>> Begin Listed entries

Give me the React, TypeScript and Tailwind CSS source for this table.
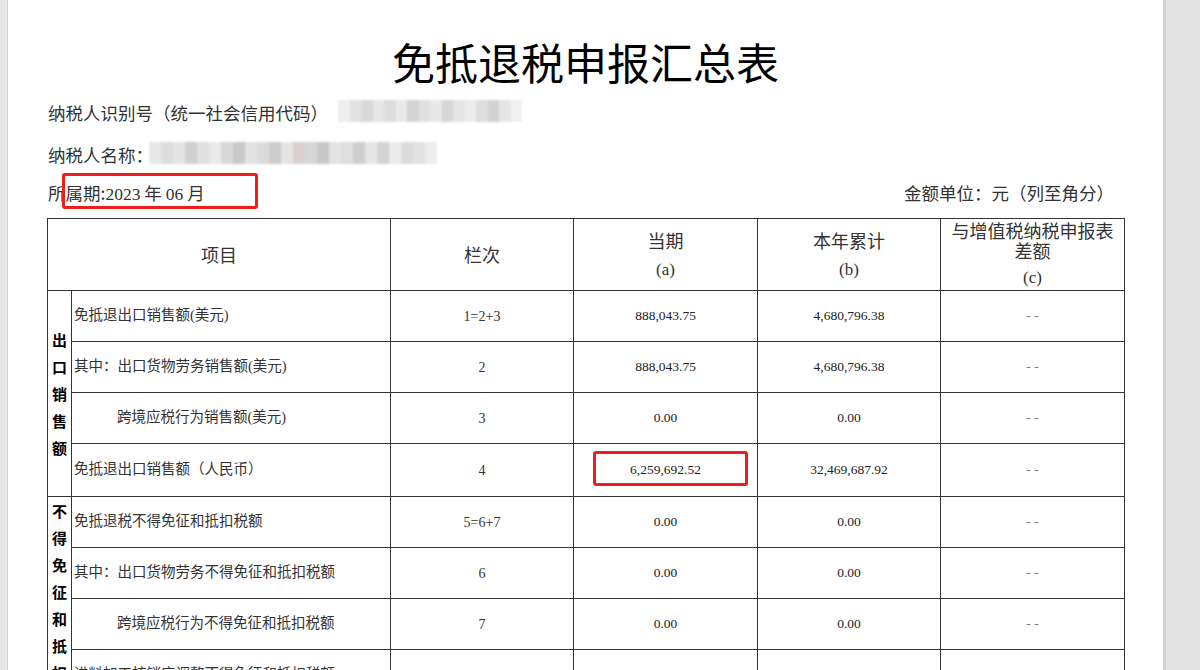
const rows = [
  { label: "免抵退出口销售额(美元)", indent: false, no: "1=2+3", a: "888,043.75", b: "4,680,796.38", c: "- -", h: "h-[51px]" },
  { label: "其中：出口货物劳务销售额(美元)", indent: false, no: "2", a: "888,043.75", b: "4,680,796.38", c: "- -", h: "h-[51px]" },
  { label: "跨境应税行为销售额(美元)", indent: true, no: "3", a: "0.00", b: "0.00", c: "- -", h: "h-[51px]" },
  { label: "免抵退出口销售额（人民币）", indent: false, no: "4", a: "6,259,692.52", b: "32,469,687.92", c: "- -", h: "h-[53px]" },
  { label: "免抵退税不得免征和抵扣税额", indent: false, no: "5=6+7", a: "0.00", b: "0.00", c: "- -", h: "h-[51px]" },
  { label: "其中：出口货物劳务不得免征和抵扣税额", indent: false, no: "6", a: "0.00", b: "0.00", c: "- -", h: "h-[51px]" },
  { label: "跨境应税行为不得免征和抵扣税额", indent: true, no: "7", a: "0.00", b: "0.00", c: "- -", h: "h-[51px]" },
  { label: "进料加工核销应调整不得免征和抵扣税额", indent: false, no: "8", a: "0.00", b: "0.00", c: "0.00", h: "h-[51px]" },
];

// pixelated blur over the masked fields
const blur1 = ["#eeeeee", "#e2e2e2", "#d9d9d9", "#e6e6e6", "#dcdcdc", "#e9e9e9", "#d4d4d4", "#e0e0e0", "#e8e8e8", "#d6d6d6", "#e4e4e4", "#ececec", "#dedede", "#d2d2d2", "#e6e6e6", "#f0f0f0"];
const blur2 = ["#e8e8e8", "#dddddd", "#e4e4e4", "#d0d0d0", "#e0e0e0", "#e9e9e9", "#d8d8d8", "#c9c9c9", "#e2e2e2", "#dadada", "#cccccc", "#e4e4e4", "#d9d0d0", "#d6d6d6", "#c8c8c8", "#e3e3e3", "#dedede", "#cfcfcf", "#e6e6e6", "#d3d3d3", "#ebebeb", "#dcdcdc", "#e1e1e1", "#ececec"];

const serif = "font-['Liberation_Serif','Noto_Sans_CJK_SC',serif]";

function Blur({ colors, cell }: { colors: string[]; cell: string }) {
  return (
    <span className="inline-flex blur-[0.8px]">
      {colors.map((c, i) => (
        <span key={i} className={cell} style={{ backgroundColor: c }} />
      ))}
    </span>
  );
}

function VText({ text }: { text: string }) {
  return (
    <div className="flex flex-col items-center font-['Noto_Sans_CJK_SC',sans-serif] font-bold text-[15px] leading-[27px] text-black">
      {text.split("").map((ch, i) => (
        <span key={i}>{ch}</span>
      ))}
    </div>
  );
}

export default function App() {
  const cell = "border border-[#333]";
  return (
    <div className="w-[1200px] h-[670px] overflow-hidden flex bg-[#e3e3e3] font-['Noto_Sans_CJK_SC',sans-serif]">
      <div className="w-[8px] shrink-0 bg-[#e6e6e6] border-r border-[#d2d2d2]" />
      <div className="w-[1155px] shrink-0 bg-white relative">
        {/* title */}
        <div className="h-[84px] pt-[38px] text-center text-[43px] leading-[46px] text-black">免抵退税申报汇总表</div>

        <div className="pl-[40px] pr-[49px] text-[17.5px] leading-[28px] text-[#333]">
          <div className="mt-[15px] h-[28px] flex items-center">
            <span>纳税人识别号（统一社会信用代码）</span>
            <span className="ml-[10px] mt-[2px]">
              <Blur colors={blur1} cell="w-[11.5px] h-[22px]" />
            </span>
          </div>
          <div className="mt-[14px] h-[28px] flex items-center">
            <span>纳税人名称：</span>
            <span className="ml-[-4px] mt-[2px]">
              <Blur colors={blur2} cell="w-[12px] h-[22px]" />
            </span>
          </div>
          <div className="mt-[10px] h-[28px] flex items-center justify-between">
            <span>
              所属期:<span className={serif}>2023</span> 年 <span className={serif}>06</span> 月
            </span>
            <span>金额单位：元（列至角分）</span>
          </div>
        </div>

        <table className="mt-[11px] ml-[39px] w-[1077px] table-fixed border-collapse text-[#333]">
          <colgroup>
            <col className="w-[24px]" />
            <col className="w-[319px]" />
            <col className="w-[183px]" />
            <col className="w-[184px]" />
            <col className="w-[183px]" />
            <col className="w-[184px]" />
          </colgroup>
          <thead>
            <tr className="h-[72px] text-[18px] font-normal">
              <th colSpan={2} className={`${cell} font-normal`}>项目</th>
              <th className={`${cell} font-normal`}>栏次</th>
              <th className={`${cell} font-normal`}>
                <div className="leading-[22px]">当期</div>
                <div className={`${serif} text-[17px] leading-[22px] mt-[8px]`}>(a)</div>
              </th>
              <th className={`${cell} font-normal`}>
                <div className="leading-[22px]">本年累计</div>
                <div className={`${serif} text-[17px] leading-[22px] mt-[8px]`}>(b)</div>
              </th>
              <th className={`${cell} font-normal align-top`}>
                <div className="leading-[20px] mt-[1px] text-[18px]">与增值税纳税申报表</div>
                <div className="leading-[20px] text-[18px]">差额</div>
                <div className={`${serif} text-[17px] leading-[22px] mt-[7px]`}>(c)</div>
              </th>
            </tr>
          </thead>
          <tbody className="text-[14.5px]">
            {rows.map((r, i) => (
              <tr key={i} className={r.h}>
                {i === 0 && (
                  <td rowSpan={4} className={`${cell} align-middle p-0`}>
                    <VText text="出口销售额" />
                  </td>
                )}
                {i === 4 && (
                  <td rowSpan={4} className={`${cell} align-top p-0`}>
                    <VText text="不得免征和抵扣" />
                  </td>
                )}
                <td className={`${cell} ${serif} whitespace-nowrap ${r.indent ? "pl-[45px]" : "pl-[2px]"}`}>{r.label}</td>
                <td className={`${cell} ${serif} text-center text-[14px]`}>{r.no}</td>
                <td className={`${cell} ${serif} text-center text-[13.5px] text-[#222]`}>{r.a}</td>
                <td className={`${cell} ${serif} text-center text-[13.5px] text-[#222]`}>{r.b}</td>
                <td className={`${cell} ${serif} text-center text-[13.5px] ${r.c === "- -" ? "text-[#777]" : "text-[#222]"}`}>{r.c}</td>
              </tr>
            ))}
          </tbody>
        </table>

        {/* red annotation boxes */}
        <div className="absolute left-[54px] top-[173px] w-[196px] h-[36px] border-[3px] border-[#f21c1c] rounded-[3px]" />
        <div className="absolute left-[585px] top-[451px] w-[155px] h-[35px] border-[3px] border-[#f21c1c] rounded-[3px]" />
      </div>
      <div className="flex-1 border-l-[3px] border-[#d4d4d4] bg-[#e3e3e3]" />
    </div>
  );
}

>> End Listed entries
>> Begin Listed entries

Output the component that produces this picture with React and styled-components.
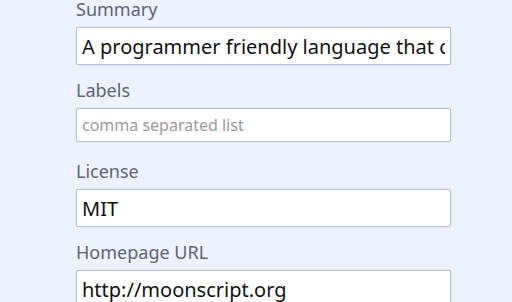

>> End Listed entries

Task prompt
Determine how many lines in the listing above hold the string "React", then write only the number.

Written answer
2